» **Provided material**:
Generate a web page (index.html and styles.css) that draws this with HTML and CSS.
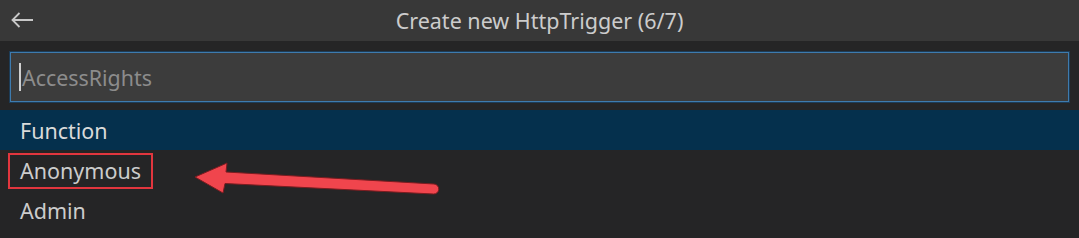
FILE: index.html
```html
<!DOCTYPE html>
<html>
<head>
<meta charset="utf-8">
<link rel="stylesheet" href="styles.css">
</head>
<body>
<div class="widget">
  <div class="titlebar">
    <span class="back">
      <svg width="24" height="18" viewBox="0 0 24 18"><path d="M23 9H2.5M9.5 2L2.5 9L9.5 16" fill="none" stroke="#c8c8c8" stroke-width="1.8"/></svg>
    </span>
    <span class="title">Create new HttpTrigger (6/7)</span>
  </div>
  <div class="inputwrap">
    <div class="input"><span class="caret"></span><span class="placeholder">AccessRights</span></div>
  </div>
  <ul class="list">
    <li class="item selected">Function</li>
    <li class="item"><span class="marked">Anonymous</span></li>
    <li class="item">Admin</li>
  </ul>
  <svg class="arrow" width="260" height="40" viewBox="0 0 260 40">
    <g fill="#f0454d" stroke="#7a1c20" stroke-width="1" stroke-linejoin="round">
      <path d="M3 15 L35 1 L34 10 L242 22 A5 5 0 0 1 241.5 32 L33 21.5 L31 31 Z"/>
    </g>
  </svg>
</div>
</body>
</html>
```
FILE: styles.css
```css
html, body {
  margin: 0;
  padding: 0;
  background: #252526;
}
body {
  width: 1079px;
  height: 238px;
  overflow: hidden;
  font-family: "Noto Sans", "Open Sans", sans-serif;
}
.widget {
  position: relative;
  width: 1079px;
  height: 238px;
  background: #252526;
}
.titlebar {
  position: relative;
  height: 41px;
  background: #383838;
  display: flex;
  align-items: center;
  justify-content: center;
}
.back {
  position: absolute;
  left: 10px;
  top: 11px;
  display: flex;
}
.title {
  color: #cccccc;
  font-size: 21.5px;
}
.inputwrap {
  padding: 11px 10px 8px 10px;
}
.input {
  height: 48px;
  background: #3c3c3c;
  border: 1px solid #3e7bae;
  box-shadow: 0 0 0 1px #1d3c57;
  display: flex;
  align-items: center;
  padding-left: 8px;
}
.caret {
  width: 2px;
  height: 28px;
  background: #d0d0d0;
  margin-right: 1px;
}
.placeholder {
  color: #8c8c8c;
  font-size: 21.4px;
}
.list {
  list-style: none;
  margin: 0;
  padding: 0;
}
.item {
  height: 40px;
  display: flex;
  align-items: center;
  padding-left: 20px;
  color: #cccccc;
  font-size: 21.5px;
}
.item.selected {
  background: #05304d;
  color: #dadada;
}
.marked {
  position: relative;
}
.marked::before {
  content: "";
  position: absolute;
  left: -12px;
  right: -12px;
  top: -3px;
  bottom: -4px;
  border: 2px solid #e2363e;
}
.arrow {
  position: absolute;
  left: 192px;
  top: 162px;
}
```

» **Task description**: Print out the lines exactly, skipping any picture.

» **Answer below**:
Generate a web page (index.html and styles.css) that draws this with HTML and CSS.
FILE: index.html
```html
<!DOCTYPE html>
<html>
<head>
<meta charset="utf-8">
<link rel="stylesheet" href="styles.css">
</head>
<body>
<div class="widget">
  <div class="titlebar">
    <span class="back">
      <svg width="24" height="18" viewBox="0 0 24 18"><path d="M23 9H2.5M9.5 2L2.5 9L9.5 16" fill="none" stroke="#c8c8c8" stroke-width="1.8"/></svg>
    </span>
    <span class="title">Create new HttpTrigger (6/7)</span>
  </div>
  <div class="inputwrap">
    <div class="input"><span class="caret"></span><span class="placeholder">AccessRights</span></div>
  </div>
  <ul class="list">
    <li class="item selected">Function</li>
    <li class="item"><span class="marked">Anonymous</span></li>
    <li class="item">Admin</li>
  </ul>
  <svg class="arrow" width="260" height="40" viewBox="0 0 260 40">
    <g fill="#f0454d" stroke="#7a1c20" stroke-width="1" stroke-linejoin="round">
      <path d="M3 15 L35 1 L34 10 L242 22 A5 5 0 0 1 241.5 32 L33 21.5 L31 31 Z"/>
    </g>
  </svg>
</div>
</body>
</html>
```
FILE: styles.css
```css
html, body {
  margin: 0;
  padding: 0;
  background: #252526;
}
body {
  width: 1079px;
  height: 238px;
  overflow: hidden;
  font-family: "Noto Sans", "Open Sans", sans-serif;
}
.widget {
  position: relative;
  width: 1079px;
  height: 238px;
  background: #252526;
}
.titlebar {
  position: relative;
  height: 41px;
  background: #383838;
  display: flex;
  align-items: center;
  justify-content: center;
}
.back {
  position: absolute;
  left: 10px;
  top: 11px;
  display: flex;
}
.title {
  color: #cccccc;
  font-size: 21.5px;
}
.inputwrap {
  padding: 11px 10px 8px 10px;
}
.input {
  height: 48px;
  background: #3c3c3c;
  border: 1px solid #3e7bae;
  box-shadow: 0 0 0 1px #1d3c57;
  display: flex;
  align-items: center;
  padding-left: 8px;
}
.caret {
  width: 2px;
  height: 28px;
  background: #d0d0d0;
  margin-right: 1px;
}
.placeholder {
  color: #8c8c8c;
  font-size: 21.4px;
}
.list {
  list-style: none;
  margin: 0;
  padding: 0;
}
.item {
  height: 40px;
  display: flex;
  align-items: center;
  padding-left: 20px;
  color: #cccccc;
  font-size: 21.5px;
}
.item.selected {
  background: #05304d;
  color: #dadada;
}
.marked {
  position: relative;
}
.marked::before {
  content: "";
  position: absolute;
  left: -12px;
  right: -12px;
  top: -3px;
  bottom: -4px;
  border: 2px solid #e2363e;
}
.arrow {
  position: absolute;
  left: 192px;
  top: 162px;
}
```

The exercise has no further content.